On the eve of the presidential election, the New York Times could have made its front-page centerpiece about Donald Trump’s vague policy prescriptions, volatile temperament or spotty record of conservatism. Instead, the Times devoted a final, pre-Election Day takeout to a more personal theme: the Republican nominee’s insecurity.

Here’s the opening:

Donald J. Trump is not sleeping much these days.
Aboard his gold-plated jumbo jet, the Republican nominee does not like to rest or be alone with his thoughts, insisting that aides stay up and keep talking to him. He prefers the soothing, whispery voice of his son-in-law.
He requires constant assurance that his candidacy is on track.

Then there is this paragraph a bit farther down in the story:

In the final days of the presidential campaign, Mr. Trump’s candidacy is a jarring split screen: the choreographed show of calm and confidence orchestrated by his staff, and the neediness and vulnerability of a once-boastful candidate now uncertain of victory.

After 17 months of media coverage dedicated to what Trump says and does, the Times is closing with a look at what the real estate mogul thinks. And what he thinks, according to the Times, are many insecure thoughts.

Monday’s report-cum-psychoanalysis cuts to the core of Trump’s image as an epically confident, swaggering outsider who personifies the greatness America has supposedly squandered and can reclaim only by electing the ultimate #winner.

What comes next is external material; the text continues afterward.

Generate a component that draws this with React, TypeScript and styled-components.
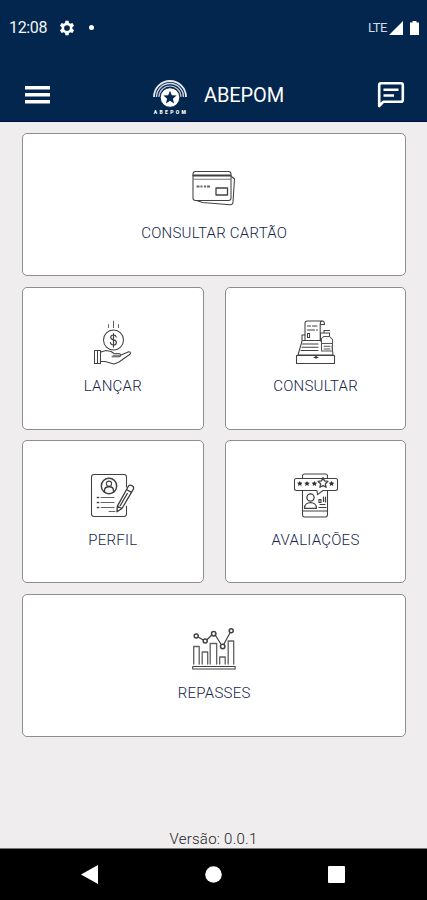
import React from 'react';
import styled, { createGlobalStyle } from 'styled-components';

const GlobalStyle = createGlobalStyle`
  * { box-sizing: border-box; }
  body { margin: 0; background: #efedee; font-family: Roboto, "Liberation Sans", sans-serif; }
  svg { display: block; flex: none; }
`;

const Screen = styled.div`
  width: 427px;
  height: 900px;
  display: flex;
  flex-direction: column;
  background: #efedee;
  overflow: hidden;
`;

const Header = styled.header`
  height: 122px;
  flex: none;
  background: #03264e;
  border-bottom: 1px solid #050741;
  color: #fff;
`;

const StatusBar = styled.div`
  height: 55px;
  padding: 0 7px 0 9px;
  display: flex;
  align-items: center;
  justify-content: space-between;
`;

const StatusGroup = styled.div<{ $gap: number }>`
  display: flex;
  align-items: center;
  gap: ${(p) => p.$gap}px;
`;

const Clock = styled.span`
  font-size: 16px;
  line-height: 20px;
  width: 38px;
  letter-spacing: -0.35px;
  white-space: nowrap;
  color: #f3f5f8;
`;

const Dot = styled.i`
  width: 5px;
  height: 5px;
  margin-left: 2px;
  border-radius: 50%;
  background: #fff;
`;

const Network = styled.span`
  font-size: 13px;
  line-height: 16px;
  letter-spacing: -0.5px;
  color: #d5dbe3;
`;

const AppBar = styled.div`
  height: 66px;
  padding: 14px 22px 0 25px;
  display: flex;
  align-items: center;
  justify-content: space-between;
`;

const Brand = styled.div`
  display: flex;
  align-items: center;
  gap: 16px;
  margin-left: 10px;
`;

const Logo = styled.div`
  width: 36px;
  display: flex;
  flex-direction: column;
  align-items: center;
  padding-top: 4px;
`;

const LogoName = styled.span`
  font-size: 5px;
  line-height: 7px;
  font-weight: 900;
  letter-spacing: 2.3px;
  margin-right: -2px;
  margin-top: 1px;
`;

const Title = styled.h1`
  margin: 0;
  font-size: 20px;
  line-height: 26px;
  font-weight: 400;
  width: 81px;
  letter-spacing: -0.1px;
  white-space: nowrap;
`;

const IconButton = styled.button`
  border: 0;
  padding: 0;
  background: none;
  color: #fff;
`;

const Menu = styled.main`
  flex: 1;
  padding: 11.3px 20.6px 0 22px;
  display: grid;
  grid-template-columns: 1fr 1fr;
  grid-auto-rows: 142.8px;
  gap: 10.7px 21px;
`;

const Card = styled.button<{ $wide?: boolean }>`
  grid-column: ${(p) => (p.$wide ? 'span 2' : 'span 1')};
  display: flex;
  flex-direction: column;
  align-items: center;
  padding: 24px 0 0;
  border: 1px solid #8c8e91;
  border-radius: 5px;
  background: #fff;
  font-family: inherit;
`;

const Label = styled.span`
  margin-top: 4.6px;
  font-size: 15px;
  line-height: 20px;
  font-weight: 300;
  letter-spacing: 0.25px;
  color: #14244a;
`;

const Version = styled.footer`
  height: 19px;
  flex: none;
  font-size: 15px;
  line-height: 20px;
  font-weight: 300;
  letter-spacing: 0.25px;
  text-align: center;
  color: #222;
`;

const NavBar = styled.nav`
  height: 52px;
  flex: none;
  padding: 0 82px 0 81px;
  display: flex;
  align-items: center;
  justify-content: space-between;
  background: #000;
  border-top: 1px solid #77787a;
`;

const Drawing = ({ view, children }: { view: string; children: React.ReactNode }) => (
  <svg width="60" height="60" viewBox={view} fill="none" stroke="#414141" strokeWidth="1.05" strokeLinejoin="round" strokeLinecap="round">
    {children}
  </svg>
);

const CardsIcon = () => (
  <Drawing view="3.500 -2 60 60">
    <rect x="12.5" y="11.5" width="38" height="29" rx="2.5" />
    <path d="M13 15.5h37" strokeWidth="2" /><path d="M13 19.3h37" stroke="#777" />
    <path d="M51 16.5l3 2.5-1.5 23c-.1 2-1.2 3-3 2.800L22 42.500l-6-2" />
    <path d="M16 26.500h3m1 0h2m1.500 0h2m1 0h3" strokeWidth="2" stroke="#666" strokeLinecap="butt" />
    <rect x="35.500" y="28" width="11.500" height="7" strokeWidth="1.300" />
  </Drawing>
);

const HandIcon = () => (
  <Drawing view="-2 0 60 60">
    <path d="M23.500 12.500v3M28.500 9v6.500M33.500 12.500v3" stroke="#666" />
    <circle cx="28.500" cy="28" r="10" />
    <path d="M31.200 25c-.3-1.500-1.200-2-2.700-2-1.700 0-2.800.8-2.800 2.300 0 3.500 5.700 1.800 5.700 5.200 0 1.700-1.200 2.500-2.900 2.500-1.800 0-2.900-.7-3.100-2.500M28.500 21.500V35" strokeWidth="1.200" />
    <path d="M9.500 38.500h6v13h-6zM12.500 39v12M16 40l5-1.500 5 1 3 2h5c2 0 2 3.300 0 3.300h-7M35 43.500l8-3.500c2-.7 3.300 1 2 2.300L34 50l-5 2-9-2.500H16" />
    <path d="M29 42h5M28 43.500h7" stroke="#888" />
  </Drawing>
);

const RegisterIcon = () => (
  <Drawing view="1 0 60 60">
    <path d="M20 28V11.500C20 9.500 21 9 22.500 9H37c2 0 2.500 1.500 2.500 3.500h-4.300V28M35.200 12.500c0-2 .5-3.500 2-3.500M22.500 14h3m2 0h4.500M22.500 18h7m2 0h1" />
    <path d="M22.500 21.500h2v4h-2zM17 29v-6h3M35.500 29v-8h9v3M39 21v-2.500h5.500M18 28.500h18M17 29l-4 14h35l-1-9M17.500 32H33M17 35.200h16M16 38.500h17" />
    <path d="M36.500 39V26.500l2-2h6l3 3V39zM37 31.500h10M39 34.200h6M39 37h6" stroke="#555" />
    <path d="M11.500 43.500h38v8h-38zM29 45.500h4" />
    <circle cx="31" cy="45.300" r=".8" fill="#414141" />
  </Drawing>
);

const ProfileIcon = () => (
  <Drawing view="1 0 60 60">
    <path d="M44.500 22V12c0-1.800-.8-2.500-2.500-2.500H12C10.200 9.500 9.500 10.200 9.500 12v37c0 1.800.7 2.500 2.500 2.500h30c1.700 0 2.500-.7 2.500-2.500v-8" />
    <circle cx="27" cy="21" r="7.700" strokeWidth="1.500" />
    <circle cx="27" cy="18.700" r="2.600" />
    <path d="M22.500 27v-1.500c0-5 9-5 9 0V27" strokeWidth="1.400" />
    <path d="M15.500 32.500h1M15.500 37.500h1M15.500 42.500h1" strokeWidth="1.700" />
    <path d="M19 32.500h13M19 37.500h13M19 42.500h13M27 46.500h6" stroke="#666" />
    <path d="M46.500 21c1.500-2 6 .2 5 2.800L40 43.500l-5 3.300.3-5.500zM44.500 24.500l4.800 2.800M35.300 41l4.500 2.500M45.300 28.500l-7 12" strokeWidth="1.350" />
  </Drawing>
);

const star = 'M38 12.700l1.500 3.200 3.500.4-2.600 2.500.7 3.500-3.100-1.700-3.100 1.700.7-3.500-2.600-2.500 3.500-.4z';

const ReviewIcon = () => (
  <Drawing view="1 0 60 60">
    <path d="M17.500 13V11c0-1.400.7-2 2-2h21c1.500 0 2 .6 2 2v2" />
    <path d="M32 25.500H11.500c-1.200 0-2-.7-2-2v-8c0-1.300.8-2 2-2h39c1.300 0 2 .7 2 2v8c0 1.300-.7 2-2 2H38l-5.500 4.200z" />
    <path d="M17.500 26v23.500c0 1.500.7 2.500 2 2.500h21c1.500 0 2-1 2-2.500V26M18 46h24.500" />
    <circle cx="25.500" cy="32.500" r="3.600" strokeWidth="1.300" />
    <path d="M19.500 43.300c0-7.500 12-7.500 12 0zM34 34.500h2v3h-2zM34 42.500h7M35 39.500h5M38.500 36.500V32M40.500 37v-5" strokeWidth="1.200" />
    <path d={star} fill="#fff" strokeWidth="1.300" />
    <g fill="#333" stroke="none">
      {[14.8, 22, 29.4, 46.5].map((x) => (
        <path key={x} transform={`translate(${x} 18.500)`} d="M0-2.600L.9-.9 2.700-.7 1.400.7 1.700 2.500 0 1.600-1.700 2.500-1.400.7-2.700-.7-.9-.9z" />
      ))}
    </g>
  </Drawing>
);

const ChartIcon = () => (
  <Drawing view="0.300 -1 60 60">
    <path d="M10 44V26.500h5.500V44M18.500 44V32H24v12M26.500 44V23.500H33V44M36 44v-7h5.500v7M44.500 44V21H50v23" stroke="#606060" strokeWidth="1.300" />
    <path d="M9 46.500h42.500v2.500H9z" />
    <path d="M14.500 17l5 3M23.500 19.500l4.500-4.500M31.500 15l6 9.500M40 24.500l6.500-12" strokeWidth="1.200" />
    <g strokeWidth="1.500">
      <circle cx="12.500" cy="16" r="2" />
      <circle cx="21.500" cy="21" r="2" />
      <circle cx="30" cy="13.700" r="2.200" />
      <circle cx="39" cy="26.500" r="2.200" />
      <circle cx="47.500" cy="10.700" r="2" />
    </g>
  </Drawing>
);

const GearIcon = () => (
  <svg width="18" height="18" viewBox="1.900 1 22 22" fill="#fff">
    <path d="M19.400 13a7.700 7.700 0 0 0 0-2l2.100-1.600-2-3.500-2.500 1a7.300 7.300 0 0 0-1.700-1L14.900 3h-4l-.4 2.900a7.300 7.300 0 0 0-1.700 1l-2.500-1-2 3.500L6.400 11a7.700 7.700 0 0 0 0 2l-2.100 1.600 2 3.500 2.500-1c.5.400 1.100.8 1.700 1l.4 2.900h4l.4-2.900c.6-.2 1.200-.6 1.700-1l2.500 1 2-3.500zM12.900 15.500a3.500 3.500 0 1 1 0-7 3.500 3.500 0 0 1 0 7z" />
  </svg>
);

const LogoMark = () => (
  <svg width="36" height="29" viewBox="0 0 36 29" fill="none" stroke="#fff">
    <path d="M2 18a16 16 0 0 1 32 0" strokeWidth="1.800" opacity=".9" />
    <path d="M4.500 18a13.500 13.500 0 0 1 27 0" strokeWidth="1.400" opacity=".8" />
    <path d="M7 18a11 11 0 0 1 22 0" strokeWidth="1.200" opacity=".75" />
    <circle cx="18" cy="18.500" r="9.800" fill="#fff" stroke="#03264e" strokeWidth="1" />
    <path d="M18 11.800l1.800 4.500 4.800.3-3.700 3.100 1.200 4.700-4.100-2.600-4.100 2.600 1.200-4.700-3.700-3.100 4.800-.3z" fill="#03264e" stroke="none" />
  </svg>
);

const entries = [
  { label: 'CONSULTAR CARTÃO', Icon: CardsIcon, wide: true },
  { label: 'LANÇAR', Icon: HandIcon },
  { label: 'CONSULTAR', Icon: RegisterIcon },
  { label: 'PERFIL', Icon: ProfileIcon },
  { label: 'AVALIAÇÕES', Icon: ReviewIcon },
  { label: 'REPASSES', Icon: ChartIcon, wide: true },
];

export default function App() {
  return (
    <Screen>
      <GlobalStyle />
      <Header>
        <StatusBar>
          <StatusGroup $gap={11}>
            <Clock>12:08</Clock>
            <GearIcon />
            <Dot />
          </StatusGroup>
          <StatusGroup $gap={2}>
            <Network>LTE</Network>
            <svg width="31" height="16" viewBox="0 0 31 16" fill="#fff">
              <path d="M0 15L14 1v14zM21 2.500h2.500V1h4v1.500H30V15h-9z" />
            </svg>
          </StatusGroup>
        </StatusBar>
        <AppBar>
          <IconButton aria-label="Menu">
            <svg width="25" height="18" viewBox="0 0 25 18" fill="#fff">
              <path d="M0 0h25v3.500H0zM0 7h25v3.500H0zM0 14h25v3.500H0z" />
            </svg>
          </IconButton>
          <Brand>
            <Logo>
              <LogoMark />
              <LogoName>ABEPOM</LogoName>
            </Logo>
            <Title>ABEPOM</Title>
          </Brand>
          <IconButton aria-label="Mensagens">
            <svg width="28" height="28" viewBox="0 0 28 28" fill="none" stroke="#fff" strokeWidth="2.600" strokeLinejoin="round">
              <path d="M2.200 25V4c0-1.200.6-1.800 1.800-1.800h20c1.200 0 1.800.6 1.800 1.800v15c0 1.200-.6 1.800-1.800 1.800H6.200zM6.500 8.700h15M6.500 14.500H17" />
            </svg>
          </IconButton>
        </AppBar>
      </Header>
      <Menu>
        {entries.map(({ label, Icon, wide }) => (
          <Card key={label} $wide={wide}>
            <Icon />
            <Label>{label}</Label>
          </Card>
        ))}
      </Menu>
      <Version>Versão: 0.0.1</Version>
      <NavBar>
        <svg width="17" height="19" viewBox="0 0 17 19" fill="#fff"><path d="M0 9.500L17 0v19z" /></svg>
        <svg width="17" height="17" viewBox="0 0 17 17" fill="#fff"><circle cx="8.500" cy="8.500" r="8.300" /></svg>
        <svg width="17" height="17" viewBox="0 0 17 17" fill="#fff"><rect width="17" height="17" rx="1" /></svg>
      </NavBar>
    </Screen>
  );
}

Online, the lead image in the Times story is of Trump, photographed from behind, reading from a teleprompter — a crutch he once said should be outlawed for presidential candidates. The whole effect is a deconstruction of Trump mythology, not an appeal to logic or principle but rather a signal that the GOP standard-bearer might not be the strongman he plays on the stump.

Predictable, liberal media propaganda, you say. But wait! Trump’s own campaign manager, Kellyanne Conway, recently told New York magazine about a conversation in which she had to psych up her doubt-filled candidate.

“I got really mad at him the other day,” Conway said. “He said, ‘I think we’ll win, and if not, that’s okay too. And I said, ‘It’s not okay! You can’t say that! Your dry-cleaning bill is like the annual salaries of the people who came to your rallies, and they believe in you!’ ”

Republican-congressman-turned-MSNBC-host Joe Scarborough, who maintained a friendly rapport with Trump until February, told Politico’s Glenn Thrush in June that the billionaire “is insecure.”

“That’s always driven him — I’ll say it — bats--- crazy,” Scarborough said.

From Trump’s repeated efforts to compare his own bravery to that of military veterans to his irrepressible need to tout the size of his hands (and other anatomy), his insecurities have been on display throughout the campaign. Now the Times is putting them front and center a day before voters head to the polls.